Your thinking is excellent but (Wow) your wiring looks gorgeous!

(If there's no hum don't wory about it but if there is you might consider flipping the extra "corners" up so that the wires stay close together for longer, to make the enclosed loop area smaller.)
 
I have read that...

Oh, also, after doing a little more reading, I find that high-spreed rectifiers are much less noisy than low-speed ones, in terms of spewing RF. But the high-speed ones should also be the "soft recovery" type.


try putting capacitor film type usually .01uf or .1uf in parallel and soldered it as close as possible to the rectifiers or onto its leads.
 
You should not have seen a reduction in 60 or 120Hz noise level going to soft recovery diodes(hexfreds, etc.), unless your original rectification was almost impossibly bad. As has been described above, the point of using soft recoveries is about *not adding* any high frequency noise to the supply. Standard silicon diodes have a lot of ringing as they stop & start conducting with each wave cycle, generating HF noise, which even the best electrolytic caps are not very good(i.e., NEVER 100% effective) at filtering out. So, what should have been noticeable when you changed to them, if the amp is otherwise reasonably well done, is smoother high end and perhaps "blacker" background(lack of low level grunge). This effect is actually FAR more evident in preamps & other lower level circuits.

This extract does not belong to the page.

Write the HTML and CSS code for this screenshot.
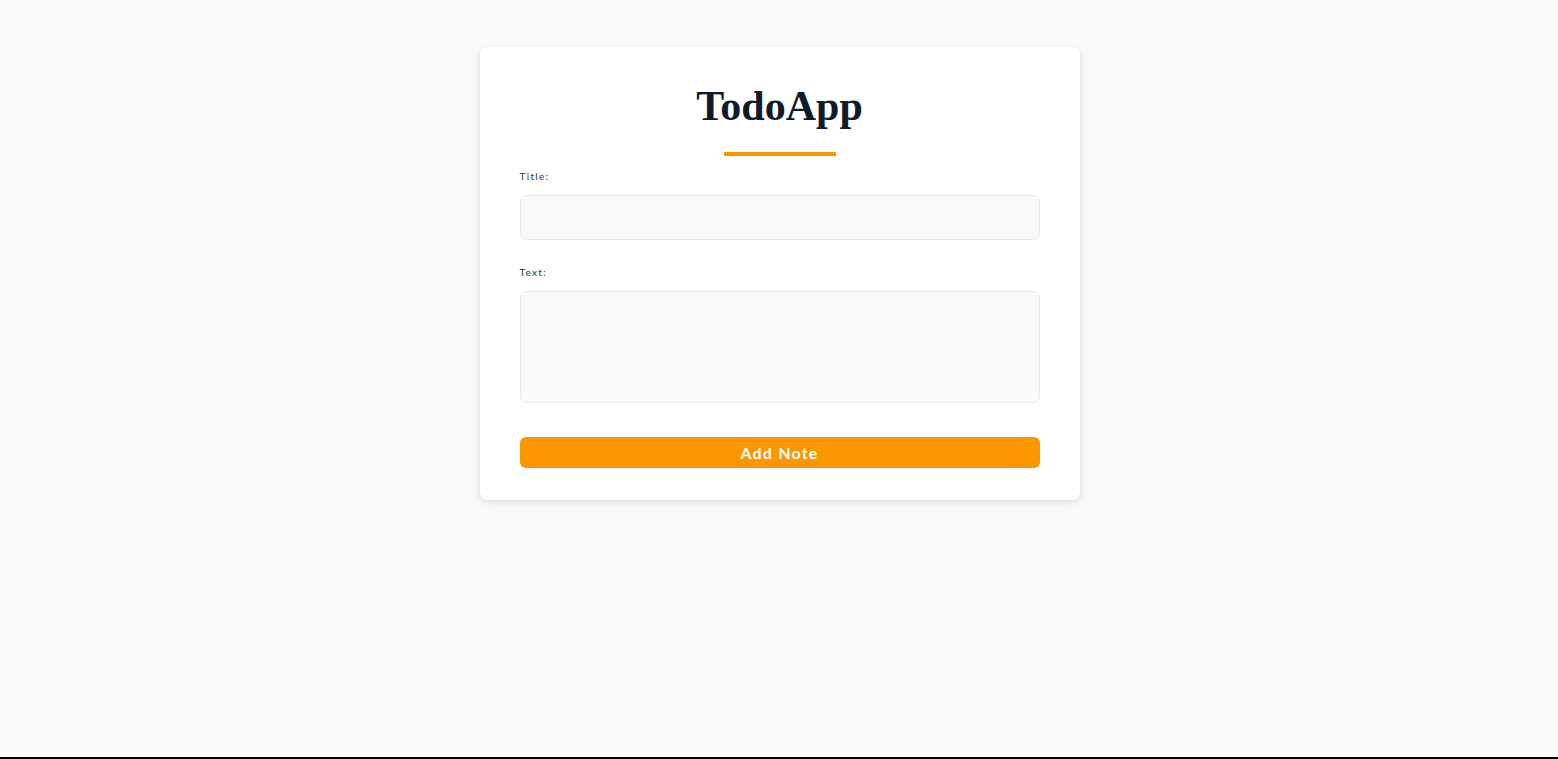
FILE: index.html
```html
<!DOCTYPE html>
<html>
<head>
<meta charset="utf-8">
<link rel="stylesheet" href="styles.css">
</head>
<body>
<main class="page">
  <section class="card">
    <h1 class="title">TodoApp</h1>
    <div class="underline"></div>
    <form class="form">
      <label class="label" for="t">Title:</label>
      <input class="input" id="t" type="text">
      <label class="label label-text" for="x">Text:</label>
      <textarea class="textarea" id="x"></textarea>
      <button class="button" type="button">Add Note</button>
    </form>
  </section>
</main>
</body>
</html>
```
FILE: styles.css
```css
html { background: #000; margin: 0; padding: 0; }
body { margin: 0; height: 757px; background: #f9f9fa; font-family: Lato, "Noto Sans", sans-serif; }
.page { display: flex; justify-content: center; padding: 47px 0 0 1px; }
.card {
  width: 600px; box-sizing: border-box; background: #fff; border-radius: 8px;
  box-shadow: 0 2px 6px rgba(0,0,0,0.12); padding: 40px 40px 32px;
  display: flex; flex-direction: column; align-items: stretch;
}
.title {
  margin: 0; text-align: center; font-family: "Liberation Serif", serif; font-weight: 700;
  font-size: 42px; line-height: 38px; color: #0f1a2a; letter-spacing: 0;
}
.underline { width: 112px; height: 4px; background: #fb9800; margin: 27px auto 0; }
.form { display: flex; flex-direction: column; }
.label { font-size: 10px; letter-spacing: 1.3px; color: #333; margin-top: 14px; line-height: 12px; font-weight: 400; }
.label-text { margin-top: 26px; }
.input, .textarea {
  margin-top: 13px; box-sizing: border-box; width: 100%; background: #f9fafb;
  border: 1px solid #e5e7eb; border-radius: 7px; font: inherit; outline: none;
}
.input { height: 45px; }
.textarea { height: 112px; resize: none; }
.button {
  margin-top: 34px; height: 31px; border: none; border-radius: 6px; background: #fb9800;
  color: #fff; font-family: Lato, sans-serif; font-weight: 700; font-size: 16px; letter-spacing: 1.2px;
  padding: 0; cursor: pointer;
}
```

I did measure considerable overall reduction of noise on the rails. But lower 120 Hz and up as well. I guess if this is so more evident in low level stages, then it means the regulators are that poor. Believable. Hard to characterize the amp in total as the process ended in different outputs and a total change in compensation circuits. It has considerably wider BW and 4 fewer caps in the circuit.